1. Identifying and recording transactions
2. Preparing journal entries
3. Posting to the general ledger
4. Generating unadjusted trial balance report
5. Preparing worksheets
6. Preparing adjusting entries
7. Generating financial statements
8. Closing the books
The first step in the accounting cycle is to identify and record transactions through subsidiary ledgers (journals). When financial activities or business events occur, transactions are recorded in the books and included in the financial statements. Types of accounting periods for recording transactions include monthly and annually.
As an accounting period example, businesses use a calendar year with an accounting period start date of January 1 and an accounting period end of December 31. Or they may elect with the IRS to use a different month end as a fiscal year for the end of the annual accounting period, also known as the fiscal accounting period.
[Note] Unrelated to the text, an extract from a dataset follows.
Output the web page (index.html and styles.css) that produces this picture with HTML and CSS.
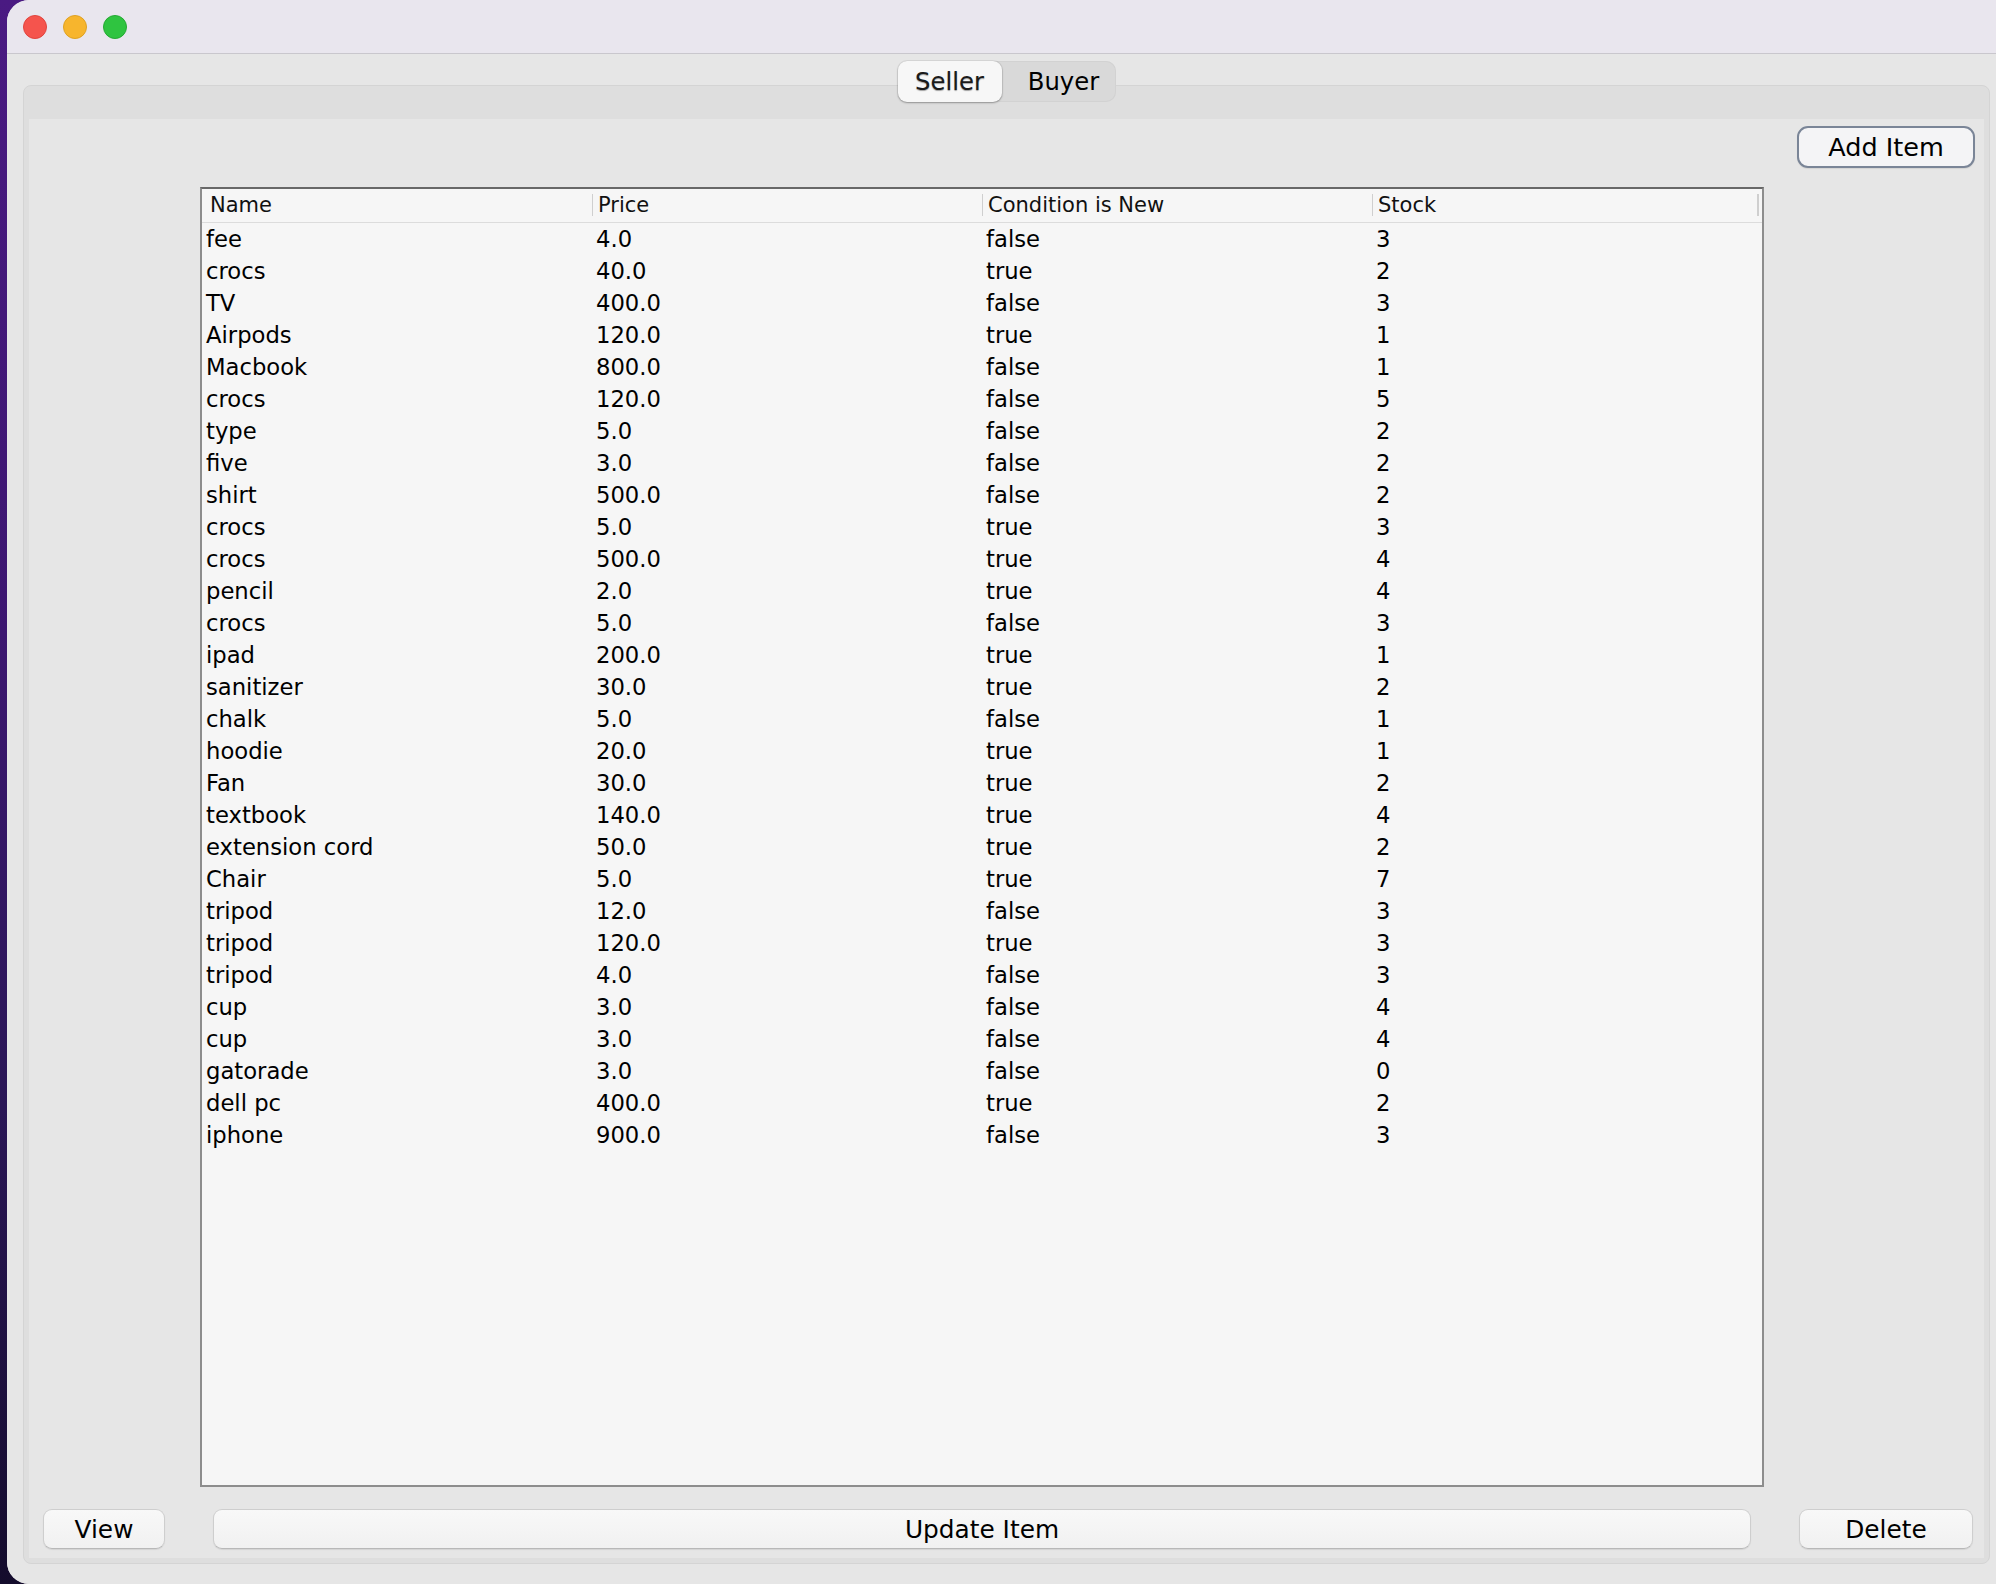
FILE: index.html
```html
<!DOCTYPE html>
<html>
<head>
<meta charset="utf-8">
<title>Seller</title>
<link rel="stylesheet" href="styles.css">
</head>
<body>
<div class="desktop">
  <div class="window">
    <div class="titlebar">
      <span class="light red"></span>
      <span class="light yellow"></span>
      <span class="light green"></span>
    </div>
    <div class="window-body">
      <div class="pane">
        <div class="segmented">
          <div class="seg seg-active">Seller</div>
          <div class="seg seg-buyer">Buyer</div>
        </div>
        <div class="pane-header"></div>
        <div class="pane-content">
          <div class="top-row">
            <button class="btn btn-default">Add Item</button>
          </div>
          <div class="table-box">
            <table class="grid">
              <thead>
                <tr>
                  <th>Name</th>
                  <th class="sep">Price</th>
                  <th class="sep">Condition is New</th>
                  <th class="sep sep-end">Stock</th>
                </tr>
              </thead>
              <tbody>
                <tr><td>fee</td><td>4.0</td><td>false</td><td>3</td></tr>
                <tr><td>crocs</td><td>40.0</td><td>true</td><td>2</td></tr>
                <tr><td>TV</td><td>400.0</td><td>false</td><td>3</td></tr>
                <tr><td>Airpods</td><td>120.0</td><td>true</td><td>1</td></tr>
                <tr><td>Macbook</td><td>800.0</td><td>false</td><td>1</td></tr>
                <tr><td>crocs</td><td>120.0</td><td>false</td><td>5</td></tr>
                <tr><td>type</td><td>5.0</td><td>false</td><td>2</td></tr>
                <tr><td>five</td><td>3.0</td><td>false</td><td>2</td></tr>
                <tr><td>shirt</td><td>500.0</td><td>false</td><td>2</td></tr>
                <tr><td>crocs</td><td>5.0</td><td>true</td><td>3</td></tr>
                <tr><td>crocs</td><td>500.0</td><td>true</td><td>4</td></tr>
                <tr><td>pencil</td><td>2.0</td><td>true</td><td>4</td></tr>
                <tr><td>crocs</td><td>5.0</td><td>false</td><td>3</td></tr>
                <tr><td>ipad</td><td>200.0</td><td>true</td><td>1</td></tr>
                <tr><td>sanitizer</td><td>30.0</td><td>true</td><td>2</td></tr>
                <tr><td>chalk</td><td>5.0</td><td>false</td><td>1</td></tr>
                <tr><td>hoodie</td><td>20.0</td><td>true</td><td>1</td></tr>
                <tr><td>Fan</td><td>30.0</td><td>true</td><td>2</td></tr>
                <tr><td>textbook</td><td>140.0</td><td>true</td><td>4</td></tr>
                <tr><td>extension cord</td><td>50.0</td><td>true</td><td>2</td></tr>
                <tr><td>Chair</td><td>5.0</td><td>true</td><td>7</td></tr>
                <tr><td>tripod</td><td>12.0</td><td>false</td><td>3</td></tr>
                <tr><td>tripod</td><td>120.0</td><td>true</td><td>3</td></tr>
                <tr><td>tripod</td><td>4.0</td><td>false</td><td>3</td></tr>
                <tr><td>cup</td><td>3.0</td><td>false</td><td>4</td></tr>
                <tr><td>cup</td><td>3.0</td><td>false</td><td>4</td></tr>
                <tr><td>gatorade</td><td>3.0</td><td>false</td><td>0</td></tr>
                <tr><td>dell pc</td><td>400.0</td><td>true</td><td>2</td></tr>
                <tr><td>iphone</td><td>900.0</td><td>false</td><td>3</td></tr>
              </tbody>
            </table>
          </div>
          <div class="bottom-row">
            <button class="btn btn-view">View</button>
            <button class="btn btn-update">Update Item</button>
            <button class="btn btn-delete">Delete</button>
          </div>
        </div>
      </div>
    </div>
  </div>
</div>
</body>
</html>
```

FILE: styles.css
```css
html, body {
  margin: 0;
  padding: 0;
}

body {
  width: 1996px;
  height: 1584px;
  overflow: hidden;
  background: linear-gradient(180deg, #4a1a82 0%, #3c1670 40%, #2a1656 70%, #140c2c 100%);
  font-family: "DejaVu Sans", "Liberation Sans", sans-serif;
  color: #000;
}

.desktop {
  padding-left: 7px;
  height: 1584px;
}

.window {
  width: 1999px;
  height: 1584px;
  background: #e4e4e4;
  border-radius: 22px 0 0 22px;
  overflow: hidden;
  display: flex;
  flex-direction: column;
}

.titlebar {
  height: 54px;
  flex: none;
  background: #e9e6ee;
  border-bottom: 1px solid #c9c7cd;
  display: flex;
  align-items: center;
  gap: 16px;
  padding-left: 16px;
  box-sizing: border-box;
}

.light {
  width: 24px;
  height: 24px;
  border-radius: 50%;
  box-sizing: border-box;
}
.red { background: #f5544d; border: 1px solid #e0443e; }
.yellow { background: #f7b52d; border: 1px solid #dea123; }
.green { background: #2fc440; border: 1px solid #25a933; }

.window-body {
  flex: 1;
  padding: 31px 16px 20px 16px;
  display: flex;
  flex-direction: column;
  background: #e6e6e6;
}

.pane {
  position: relative;
  flex: 1;
  border: 1px solid #d4d4d4;
  border-radius: 8px;
  background: #dedede;
  display: flex;
  flex-direction: column;
}

.pane-header {
  height: 33px;
  flex: none;
}

.segmented {
  position: absolute;
  top: -25px;
  left: 50%;
  transform: translateX(-50%);
  width: 218px;
  height: 41px;
  background: #d9d9d9;
  border-radius: 10px;
  box-shadow: inset 0 0 0 1px #d2d2d2;
  display: flex;
  font-size: 24.3px;
}

.seg {
  display: flex;
  align-items: center;
  justify-content: center;
  height: 41px;
  width: 114px;
  color: #000;
  box-sizing: border-box;
}

.seg-buyer {
  padding-left: 10px;
}

.seg-active {
  width: 104px;
  background: #f7f7f7;
  border-radius: 9px;
  box-shadow: 0 1px 2px rgba(0, 0, 0, 0.3), 0 0 0 1px rgba(0, 0, 0, 0.06);
  text-shadow: 0 1px 1px rgba(0, 0, 0, 0.35);
  color: #1a1a1a;
}

.pane-content {
  flex: 1;
  margin: 0 5px 5px 5px;
  background: #e6e6e6;
  display: flex;
  flex-direction: column;
}

.top-row {
  display: flex;
  justify-content: flex-end;
  padding: 7px 9px 0 0;
}

.btn {
  font-family: "DejaVu Sans", "Liberation Sans", sans-serif;
  font-size: 24.8px;
  color: #000;
  height: 40px;
  background: linear-gradient(180deg, #f8f8f8 0%, #f1f1f1 100%);
  border: 1px solid #cecece;
  border-bottom-color: #b8b8b8;
  border-radius: 9px;
  box-shadow: 0 1px 1px rgba(0, 0, 0, 0.08);
  padding: 0;
  margin: 0;
  box-sizing: border-box;
}

.btn-default {
  width: 178px;
  height: 42px;
  font-size: 25.5px;
  border: 2px solid #7a8597;
  border-radius: 11px;
  background: #f4f4f6;
}

.table-box {
  margin: 19px 220px 0 171px;
  height: 1300px;
  flex: none;
  box-sizing: border-box;
  border: 2px solid #8d8d8d;
  border-top-color: #686868;
  background: #f6f6f6;
  overflow: hidden;
}

.grid {
  width: 1560px;
  border-collapse: collapse;
  table-layout: fixed;
}

.grid th {
  height: 33px;
  padding: 0 0 0 8px;
  text-align: left;
  font-weight: normal;
  font-size: 21px;
  color: #111;
  border-bottom: 1px solid #dcdcdc;
  box-sizing: border-box;
  white-space: nowrap;
}

.grid th.sep {
  padding-left: 6px;
  background-image: linear-gradient(#cfcfcf, #cfcfcf);
  background-size: 1px 22px;
  background-position: left center;
  background-repeat: no-repeat;
}

.grid th.sep-end {
  background-image: linear-gradient(#cfcfcf, #cfcfcf), linear-gradient(#cfcfcf, #cfcfcf);
  background-size: 1px 22px, 2px 22px;
  background-position: left center, right 3px center;
}

.grid td {
  height: 32px;
  line-height: 32px;
  padding: 0 0 0 4px;
  font-size: 22.7px;
  color: #000;
  white-space: nowrap;
}

.bottom-row {
  margin-top: 22px;
  padding: 0 11px 7px 14px;
  display: flex;
  gap: 48px;
}

.btn-view { width: 122px; }
.btn-update { flex: 1; }
.btn-delete { width: 174px; }
```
Financial statements may present summarized quarterly and year-to-date information.
Record accounting transactions in the accounting system using double-entry bookkeeping with balancing debits and credits. Generate subsidiary journals and a general journal. Types of subsidiary journals include aged accounts receivable, aged accounts payable, cash disbursements, and fixed assets & accumulated depreciation.
To record non-routine accounting transactions, prepare journal entries for a required transaction not recorded through a subsidiary ledger like accounts receivable. You can also use journal entries to make corrections. Use automatic journal entries when possible.
The unadjusted trial balance report is created by your accounting software. Use the report to make sure that total debits and total credit balance and analyze it for later making adjusting entries as corrections.
To reconcile inventory balances, businesses take cycle counts, which are sample inventory counts during the year. Companies take a comprehensive physical inventory to compare count quantities with perpetual inventory balances in a month with lower business activity. In the physical inventory reconciliation process, cost accounting makes necessary and approved adjustments to the detailed financial records and journal entries.
In the consolidation process for multi-entity companies, income statements and balance sheets need to be combined. But intercompany profit needs to be eliminated as a worksheet adjustment because these transactions are not third-party transactions with outsiders. Otherwise, the profit would be too high.